We have released configs about lvis dataset in the latest version of mmdet, can you run testing successfully with our configs?

He!I used the latest version of mmdet = 2.15 to test the lvisv1.0 dataset, and used the officially downloaded lvis1.0(mask_rcnn_r50_fpn_sample1e-3_mstrain_1x_lvis_v1.pth) model and default configuration for evaluation and testing, but there will still be insufficient memory leading to the killing of the process. So I want to know how much memory is needed to test LVIs 1.0 model, and why I still don't have enough memory in 30g.

AronLin commented 3 years ago

We have released configs about lvis dataset in the latest version of mmdet, can you run testing successfully with our configs?

He!I used the latest version of mmdet = 2.15 to test the lvisv1.0 dataset, and used the officially downloaded lvis1.0(mask_rcnn_r50_fpn_sample1e-3_mstrain_1x_lvis_v1.pth) model and default configuration for evaluation and testing, but there will still be insufficient memory leading to the killing of the process. So I want to know how much memory is needed to test LVIs 1.0 model, and why I still don't have enough memory in 30g.

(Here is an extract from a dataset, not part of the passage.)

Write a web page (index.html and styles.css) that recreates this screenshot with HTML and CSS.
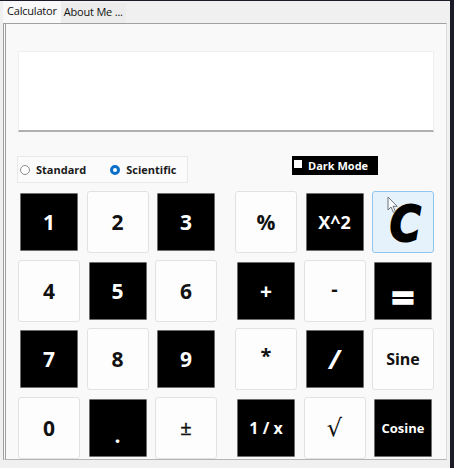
FILE: index.html
```html
<!DOCTYPE html>
<html>
<head>
<meta charset="utf-8">
<link rel="stylesheet" href="styles.css">
</head>
<body>
<div class="window">
  <div class="tabs">
    <div class="tab active">Calculator</div>
    <div class="tab">About Me ...</div>
  </div>
  <div class="panel">
    <div class="display"></div>
    <div class="options">
      <div class="radio-group">
        <label class="radio"><span class="dot"></span>Standard</label>
        <label class="radio checked"><span class="dot"></span>Scientific</label>
      </div>
      <div class="darkmode"><span class="box"></span>Dark Mode</div>
    </div>
    <div class="keys">
      <div class="grid">
        <div class="key dark">1</div>
        <div class="key">2</div>
        <div class="key dark">3</div>
        <div class="key">4</div>
        <div class="key dark">5</div>
        <div class="key">6</div>
        <div class="key dark">7</div>
        <div class="key">8</div>
        <div class="key dark">9</div>
        <div class="key">0</div>
        <div class="key dark dotkey">.</div>
        <div class="key pm">±</div>
      </div>
      <div class="grid">
        <div class="key">%</div>
        <div class="key dark sq">X^2</div>
        <div class="key clear"><span class="cglyph">C</span>
          <svg class="cursor" width="12" height="18" viewBox="0 0 12 18"><path d="M1 1 L1 14 L4 11 L6.5 16.5 L8.5 15.6 L6 10.3 L10.2 10.3 Z" fill="#fff" stroke="#555" stroke-width="1"/></svg>
        </div>
        <div class="key dark">+</div>
        <div class="key minus">-</div>
        <div class="key dark eq">=</div>
        <div class="key star">*</div>
        <div class="key dark slash">/</div>
        <div class="key word">Sine</div>
        <div class="key dark inv">1 / x</div>
        <div class="key sqrt">√</div>
        <div class="key dark cos">Cosine</div>
      </div>
    </div>
  </div>
</div>
</body>
</html>
```
FILE: styles.css
```css
* { box-sizing: border-box; }
html, body { margin: 0; padding: 0; }
body {
  width: 454px;
  height: 468px;
  overflow: hidden;
  background: #f0f0f0;
  font-family: "Open Sans", "Noto Sans", sans-serif;
}
.window {
  width: 454px;
  height: 468px;
  border-top: 1px solid #1c1c28;
  border-right: 4px solid #1c1c28;
  background: #f0f0f0;
  padding-left: 3px;
}
.tabs {
  display: flex;
  align-items: flex-end;
  height: 22px;
}
.tab {
  font-size: 11px;
  letter-spacing: -0.2px;
  color: #111;
  height: 20px;
  line-height: 18px;
  padding: 0 3px;
  background: #ececec;
}
.tab.active {
  height: 22px;
  line-height: 20px;
  background: #f9f9f9;
  padding: 0 4px 0 4px;
}
.panel {
  width: 444px;
  height: 437px;
  background: #f9f9f9;
  border-top: 1px solid #a0a0a0;
  border-left: 3px double #a0a0a0;
  border-right: 1px solid #dcdcdc;
  border-bottom: 1px solid #b4b4b4;
  padding: 27px 0 0 12px;
  overflow: hidden;
}
.display {
  width: 416px;
  height: 81px;
  background: #fff;
  border: 1px solid #efefef;
  border-bottom: 2px solid #b0b0b0;
}
.options {
  display: flex;
  align-items: flex-start;
  margin-top: 24px;
}
.radio-group {
  margin-left: -1px;
  width: 171px;
  height: 27px;
  background: #fbfbfb;
  border: 1px solid #e8e8e8;
  display: flex;
  align-items: center;
  padding-left: 2px;
}
.radio {
  display: flex;
  align-items: center;
  font-size: 11px;
  font-weight: 700;
  color: #1a1a1a;
}
.radio + .radio { margin-left: 24px; }
.dot {
  width: 10px;
  height: 10px;
  border-radius: 50%;
  border: 1px solid #8c8c8c;
  background: #fff;
  margin-right: 6px;
}
.radio.checked .dot {
  border: 3px solid #0b6fc9;
}
.darkmode {
  margin-left: 104px;
  height: 19px;
  width: 86px;
  background: #000;
  color: #fff;
  font-size: 11px;
  font-weight: 700;
  display: flex;
  align-items: center;
  padding-left: 2px;
}
.darkmode .box {
  width: 8px;
  height: 8px;
  background: #fff;
  margin-right: 6px;
  margin-top: -3px;
}
.keys {
  display: flex;
  gap: 18px;
  margin-top: 8px;
}
.grid {
  display: grid;
  grid-template-columns: repeat(3, 62px);
  grid-auto-rows: 62px;
  gap: 6.5px;
}
.key {
  position: relative;
  background: #fdfdfd;
  border: 1px solid #e2e2e2;
  border-radius: 3px;
  display: flex;
  align-items: center;
  justify-content: center;
  font-size: 21px;
  font-weight: 700;
  color: #111;
}
.key.dark {
  margin: 2px;
  background: #000;
  border: 1px solid #6e6e6e;
  border-radius: 1px;
  color: #fff;
}
.dotkey { padding-top: 14px; }
.pm { font-size: 20px; font-weight: 400; -webkit-text-stroke: 0.4px #111; }
.sq { font-size: 18px; }
.minus { font-size: 20px; padding-bottom: 4px; }
.eq { font-size: 40px; -webkit-text-stroke: 1.6px #fff; padding-top: 12px; }
.star { font-size: 20px; padding-bottom: 8px; }
.slash { font-size: 26px; font-style: italic; }
.word { font-size: 16px; }
.inv { font-size: 16px; }
.cos { font-size: 13px; }
.sqrt { font-size: 24px; font-weight: 400; font-family: "DejaVu Sans", sans-serif; }
.clear {
  background: #e5f1fb;
  border: 1px solid #8fc6ee;
  overflow: hidden;
}
.cglyph {
  font-family: "DejaVu Sans", sans-serif;
  font-size: 50px;
  font-weight: 700;
  font-style: italic;
  -webkit-text-stroke: 2px #000;
  color: #000;
  transform: scaleX(0.85);
  margin-left: 4px;
  margin-top: 4px;
}
.cursor {
  position: absolute;
  left: 14px;
  top: 4px;
  opacity: 0.8;
}
```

I tried to run evalutation on lvis_v1 and found that sometimes the RES( resident memory usage) is sometimes more than 0.036t, so 30g memory is obviously not enough.

sanmulab commented 3 years ago

Thanks !!!

Henning742 commented 3 years ago

We have released configs about lvis dataset in the latest version of mmdet, can you run testing successfully with our configs?

He!I used the latest version of mmdet = 2.15 to test the lvisv1.0 dataset, and used the officially downloaded lvis1.0(mask_rcnn_r50_fpn_sample1e-3_mstrain_1x_lvis_v1.pth) model and default configuration for evaluation and testing, but there will still be insufficient memory leading to the killing of the process. So I want to know how much memory is needed to test LVIs 1.0 model, and why I still don't have enough memory in 30g.

I tried to run evalutation on lvis_v1 and found that sometimes the RES( resident memory usage) is sometimes more than 0.036t, so 30g memory is obviously not enough.

Hi, can you shine some light on why it needs so much RES during the evaluation phase? Is it keeping all the detection results before they get compared to GTs? Is there a way to reduce RES usage?